● TASK GOAL: Lines holding the string "index" are the ones to copy from this listing.

● SUPPLIED MATERIAL:
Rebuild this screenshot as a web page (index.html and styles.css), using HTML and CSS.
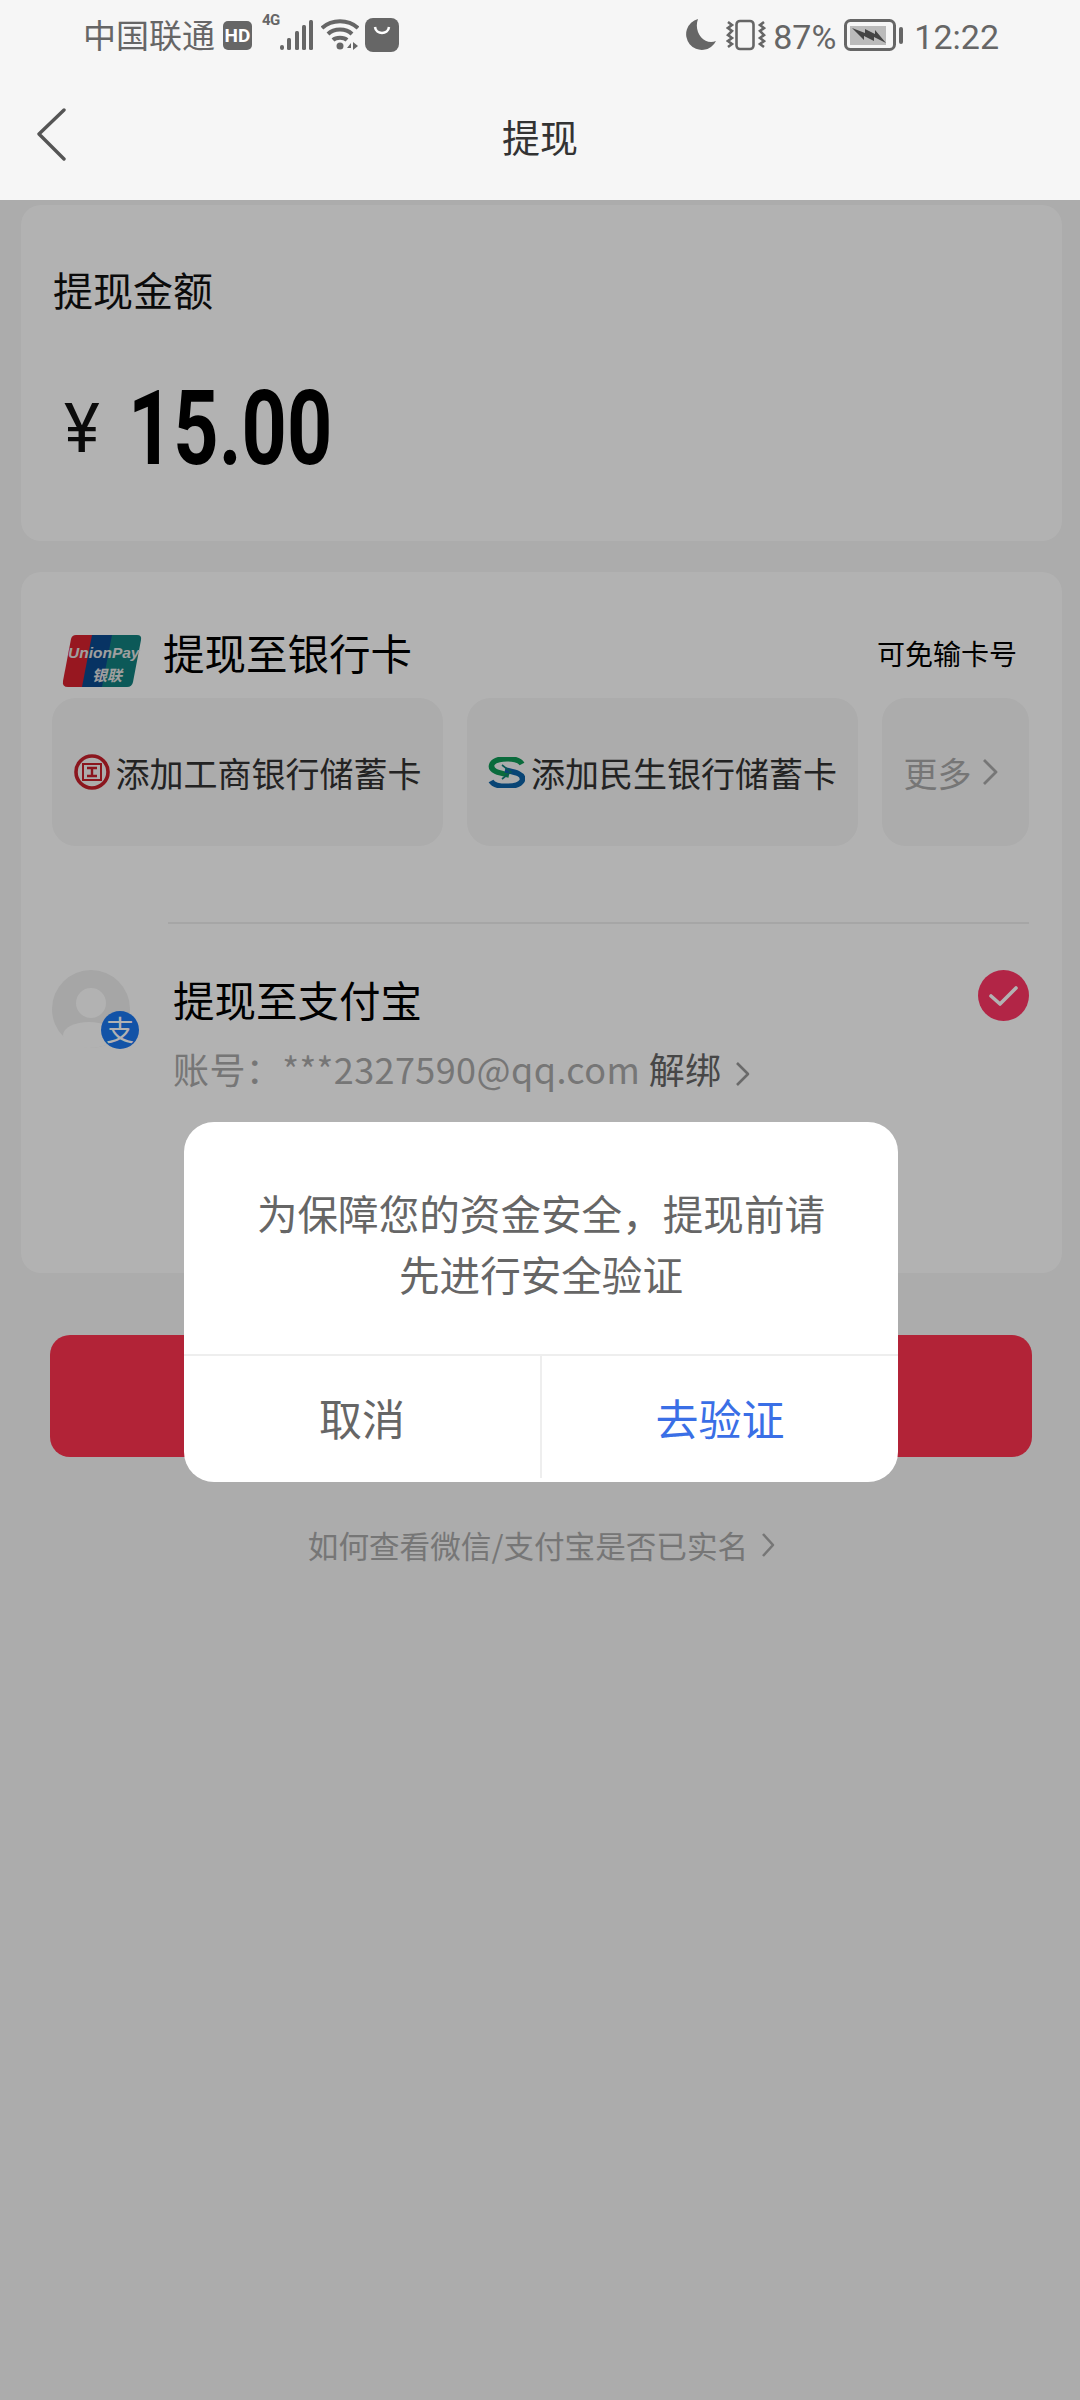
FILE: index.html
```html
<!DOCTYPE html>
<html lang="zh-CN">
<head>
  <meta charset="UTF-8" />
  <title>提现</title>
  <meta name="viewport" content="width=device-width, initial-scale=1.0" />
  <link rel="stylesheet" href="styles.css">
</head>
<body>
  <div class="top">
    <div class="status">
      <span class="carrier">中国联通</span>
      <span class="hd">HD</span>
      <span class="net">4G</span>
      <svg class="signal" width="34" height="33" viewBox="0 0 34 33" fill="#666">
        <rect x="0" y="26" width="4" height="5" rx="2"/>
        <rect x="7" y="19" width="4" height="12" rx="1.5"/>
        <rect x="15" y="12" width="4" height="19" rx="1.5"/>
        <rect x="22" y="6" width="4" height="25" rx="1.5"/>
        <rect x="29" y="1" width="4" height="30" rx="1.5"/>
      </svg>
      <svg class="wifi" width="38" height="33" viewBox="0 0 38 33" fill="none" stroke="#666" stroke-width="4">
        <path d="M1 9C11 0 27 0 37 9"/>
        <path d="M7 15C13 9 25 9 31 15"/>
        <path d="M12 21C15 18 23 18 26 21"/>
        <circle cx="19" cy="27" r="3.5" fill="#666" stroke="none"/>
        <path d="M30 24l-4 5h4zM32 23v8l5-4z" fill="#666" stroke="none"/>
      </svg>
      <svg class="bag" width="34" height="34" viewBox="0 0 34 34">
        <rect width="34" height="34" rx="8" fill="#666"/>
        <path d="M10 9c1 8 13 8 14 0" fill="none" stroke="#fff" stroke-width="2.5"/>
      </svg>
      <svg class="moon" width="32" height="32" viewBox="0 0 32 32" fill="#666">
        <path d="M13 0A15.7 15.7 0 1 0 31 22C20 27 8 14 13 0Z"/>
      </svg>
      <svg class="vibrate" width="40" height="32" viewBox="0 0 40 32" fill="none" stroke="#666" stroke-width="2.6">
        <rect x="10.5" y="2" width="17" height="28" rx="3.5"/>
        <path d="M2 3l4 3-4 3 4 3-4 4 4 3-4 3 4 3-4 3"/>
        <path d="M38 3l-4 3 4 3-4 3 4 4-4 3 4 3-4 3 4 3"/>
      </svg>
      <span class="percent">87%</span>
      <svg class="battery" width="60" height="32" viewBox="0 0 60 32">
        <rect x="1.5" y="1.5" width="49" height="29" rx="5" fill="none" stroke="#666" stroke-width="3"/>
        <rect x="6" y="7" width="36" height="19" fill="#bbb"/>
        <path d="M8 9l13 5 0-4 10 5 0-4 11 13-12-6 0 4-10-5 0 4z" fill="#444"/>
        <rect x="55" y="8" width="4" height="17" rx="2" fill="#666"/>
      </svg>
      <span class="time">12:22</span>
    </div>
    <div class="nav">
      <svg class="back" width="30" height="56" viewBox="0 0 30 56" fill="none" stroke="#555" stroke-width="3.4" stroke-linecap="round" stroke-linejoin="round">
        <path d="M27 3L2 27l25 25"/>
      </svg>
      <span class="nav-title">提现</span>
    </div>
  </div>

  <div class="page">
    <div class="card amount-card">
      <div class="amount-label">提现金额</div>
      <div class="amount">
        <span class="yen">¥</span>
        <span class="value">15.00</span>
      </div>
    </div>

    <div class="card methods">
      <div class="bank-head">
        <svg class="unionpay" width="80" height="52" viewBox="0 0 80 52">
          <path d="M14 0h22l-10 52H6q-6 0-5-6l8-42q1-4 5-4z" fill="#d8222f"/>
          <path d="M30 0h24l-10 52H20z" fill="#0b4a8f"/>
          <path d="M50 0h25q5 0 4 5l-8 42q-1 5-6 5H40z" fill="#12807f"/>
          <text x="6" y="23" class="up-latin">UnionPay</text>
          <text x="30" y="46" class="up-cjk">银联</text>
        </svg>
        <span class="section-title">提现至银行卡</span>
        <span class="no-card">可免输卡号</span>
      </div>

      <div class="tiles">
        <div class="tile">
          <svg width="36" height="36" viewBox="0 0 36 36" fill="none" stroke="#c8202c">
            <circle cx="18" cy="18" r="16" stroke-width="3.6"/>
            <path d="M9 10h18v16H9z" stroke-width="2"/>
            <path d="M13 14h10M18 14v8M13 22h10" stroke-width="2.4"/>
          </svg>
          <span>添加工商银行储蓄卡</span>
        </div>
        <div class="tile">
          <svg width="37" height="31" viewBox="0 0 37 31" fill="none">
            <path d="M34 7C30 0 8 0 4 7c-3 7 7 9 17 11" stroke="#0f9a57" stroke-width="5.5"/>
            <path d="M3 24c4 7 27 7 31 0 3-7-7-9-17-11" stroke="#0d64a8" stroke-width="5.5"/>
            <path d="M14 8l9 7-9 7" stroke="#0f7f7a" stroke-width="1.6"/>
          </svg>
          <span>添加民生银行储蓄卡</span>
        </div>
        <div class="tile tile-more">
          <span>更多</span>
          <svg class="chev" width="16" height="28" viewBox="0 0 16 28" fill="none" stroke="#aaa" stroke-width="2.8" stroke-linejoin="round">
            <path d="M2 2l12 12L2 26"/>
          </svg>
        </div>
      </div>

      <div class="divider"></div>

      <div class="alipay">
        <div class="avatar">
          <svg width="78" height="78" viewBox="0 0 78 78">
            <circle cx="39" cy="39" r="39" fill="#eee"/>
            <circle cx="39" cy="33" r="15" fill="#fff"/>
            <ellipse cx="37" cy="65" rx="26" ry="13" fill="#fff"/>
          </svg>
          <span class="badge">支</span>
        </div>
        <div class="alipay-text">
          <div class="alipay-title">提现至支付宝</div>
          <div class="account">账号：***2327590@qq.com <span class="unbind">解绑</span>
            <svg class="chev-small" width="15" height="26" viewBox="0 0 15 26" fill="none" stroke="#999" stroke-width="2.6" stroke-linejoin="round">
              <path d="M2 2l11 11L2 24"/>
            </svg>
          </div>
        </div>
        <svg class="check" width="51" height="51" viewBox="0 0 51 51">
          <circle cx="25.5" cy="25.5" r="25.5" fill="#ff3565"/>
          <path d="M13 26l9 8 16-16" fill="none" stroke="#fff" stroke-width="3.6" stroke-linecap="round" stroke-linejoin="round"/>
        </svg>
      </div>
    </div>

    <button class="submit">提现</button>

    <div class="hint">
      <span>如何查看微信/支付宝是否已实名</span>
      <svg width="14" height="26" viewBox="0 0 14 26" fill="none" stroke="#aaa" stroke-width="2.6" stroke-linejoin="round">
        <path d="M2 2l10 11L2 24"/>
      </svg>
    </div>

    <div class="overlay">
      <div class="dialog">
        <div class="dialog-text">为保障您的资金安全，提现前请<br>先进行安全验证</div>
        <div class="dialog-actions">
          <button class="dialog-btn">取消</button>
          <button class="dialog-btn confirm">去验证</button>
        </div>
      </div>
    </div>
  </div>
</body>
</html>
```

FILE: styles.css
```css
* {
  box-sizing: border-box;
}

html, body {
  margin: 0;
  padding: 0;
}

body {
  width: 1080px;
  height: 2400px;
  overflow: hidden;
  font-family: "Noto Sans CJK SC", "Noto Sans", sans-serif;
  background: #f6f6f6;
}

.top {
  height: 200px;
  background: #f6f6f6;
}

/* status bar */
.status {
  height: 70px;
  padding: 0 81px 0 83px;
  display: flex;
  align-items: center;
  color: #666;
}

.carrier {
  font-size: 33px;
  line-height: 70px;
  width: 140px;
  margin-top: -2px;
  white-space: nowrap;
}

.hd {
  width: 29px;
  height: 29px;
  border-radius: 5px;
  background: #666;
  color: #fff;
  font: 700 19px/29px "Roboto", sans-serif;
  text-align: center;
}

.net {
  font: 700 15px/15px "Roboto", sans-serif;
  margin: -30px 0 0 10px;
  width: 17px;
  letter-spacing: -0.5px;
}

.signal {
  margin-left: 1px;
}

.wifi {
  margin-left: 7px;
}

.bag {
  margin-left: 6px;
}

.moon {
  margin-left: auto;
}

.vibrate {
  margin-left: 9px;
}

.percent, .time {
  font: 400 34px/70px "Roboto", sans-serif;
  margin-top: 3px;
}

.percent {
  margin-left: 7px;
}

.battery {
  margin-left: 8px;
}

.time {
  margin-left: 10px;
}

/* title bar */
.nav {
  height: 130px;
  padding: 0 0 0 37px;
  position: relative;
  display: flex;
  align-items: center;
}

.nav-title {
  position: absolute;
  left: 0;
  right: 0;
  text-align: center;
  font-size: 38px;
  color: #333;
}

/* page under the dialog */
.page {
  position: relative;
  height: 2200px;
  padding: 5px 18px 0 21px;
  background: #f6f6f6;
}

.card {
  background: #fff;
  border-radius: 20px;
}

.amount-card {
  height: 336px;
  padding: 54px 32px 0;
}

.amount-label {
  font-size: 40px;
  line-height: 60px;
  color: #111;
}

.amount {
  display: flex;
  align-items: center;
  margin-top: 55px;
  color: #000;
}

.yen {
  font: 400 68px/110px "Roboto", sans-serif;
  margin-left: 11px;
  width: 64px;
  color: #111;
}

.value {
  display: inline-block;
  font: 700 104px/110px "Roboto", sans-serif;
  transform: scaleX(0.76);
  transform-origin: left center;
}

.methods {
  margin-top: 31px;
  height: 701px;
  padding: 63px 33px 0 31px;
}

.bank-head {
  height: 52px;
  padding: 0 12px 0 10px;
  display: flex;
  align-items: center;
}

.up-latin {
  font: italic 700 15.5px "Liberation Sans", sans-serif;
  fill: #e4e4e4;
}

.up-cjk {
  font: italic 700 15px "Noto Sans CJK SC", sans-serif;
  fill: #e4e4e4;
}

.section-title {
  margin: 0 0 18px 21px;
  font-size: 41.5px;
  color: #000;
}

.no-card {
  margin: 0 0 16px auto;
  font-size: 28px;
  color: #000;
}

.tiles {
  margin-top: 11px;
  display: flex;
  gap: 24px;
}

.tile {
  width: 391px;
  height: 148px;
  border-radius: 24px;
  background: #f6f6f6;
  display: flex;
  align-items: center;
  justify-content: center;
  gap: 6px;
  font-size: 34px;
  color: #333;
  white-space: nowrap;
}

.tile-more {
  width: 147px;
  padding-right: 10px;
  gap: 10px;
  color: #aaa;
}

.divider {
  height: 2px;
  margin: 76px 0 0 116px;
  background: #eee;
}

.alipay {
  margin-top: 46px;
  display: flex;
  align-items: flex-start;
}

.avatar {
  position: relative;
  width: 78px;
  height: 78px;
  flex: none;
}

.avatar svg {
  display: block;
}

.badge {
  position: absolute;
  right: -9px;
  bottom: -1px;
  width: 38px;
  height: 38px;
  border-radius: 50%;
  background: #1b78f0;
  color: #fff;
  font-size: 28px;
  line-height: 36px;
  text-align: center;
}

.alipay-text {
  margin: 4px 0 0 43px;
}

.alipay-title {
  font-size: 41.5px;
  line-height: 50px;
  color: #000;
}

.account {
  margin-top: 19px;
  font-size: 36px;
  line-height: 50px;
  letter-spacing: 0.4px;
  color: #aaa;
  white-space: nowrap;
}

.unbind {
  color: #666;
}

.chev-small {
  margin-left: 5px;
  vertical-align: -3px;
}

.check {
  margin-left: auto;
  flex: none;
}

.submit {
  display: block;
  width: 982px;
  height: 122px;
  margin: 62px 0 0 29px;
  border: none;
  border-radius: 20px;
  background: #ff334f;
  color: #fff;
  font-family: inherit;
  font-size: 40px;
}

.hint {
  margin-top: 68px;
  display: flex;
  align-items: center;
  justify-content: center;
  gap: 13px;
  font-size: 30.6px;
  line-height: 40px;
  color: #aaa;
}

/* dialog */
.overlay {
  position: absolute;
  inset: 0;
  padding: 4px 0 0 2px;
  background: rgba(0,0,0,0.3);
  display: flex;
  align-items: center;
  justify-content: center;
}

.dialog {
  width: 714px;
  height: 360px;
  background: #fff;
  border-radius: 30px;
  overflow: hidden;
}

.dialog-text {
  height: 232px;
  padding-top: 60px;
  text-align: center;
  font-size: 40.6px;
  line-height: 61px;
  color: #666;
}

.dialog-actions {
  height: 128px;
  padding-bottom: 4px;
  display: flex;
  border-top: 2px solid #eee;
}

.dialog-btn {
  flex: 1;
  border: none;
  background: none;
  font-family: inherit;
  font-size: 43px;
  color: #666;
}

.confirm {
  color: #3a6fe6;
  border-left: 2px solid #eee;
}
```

● WRITTEN RESPONSE:
Rebuild this screenshot as a web page (index.html and styles.css), using HTML and CSS.
FILE: index.html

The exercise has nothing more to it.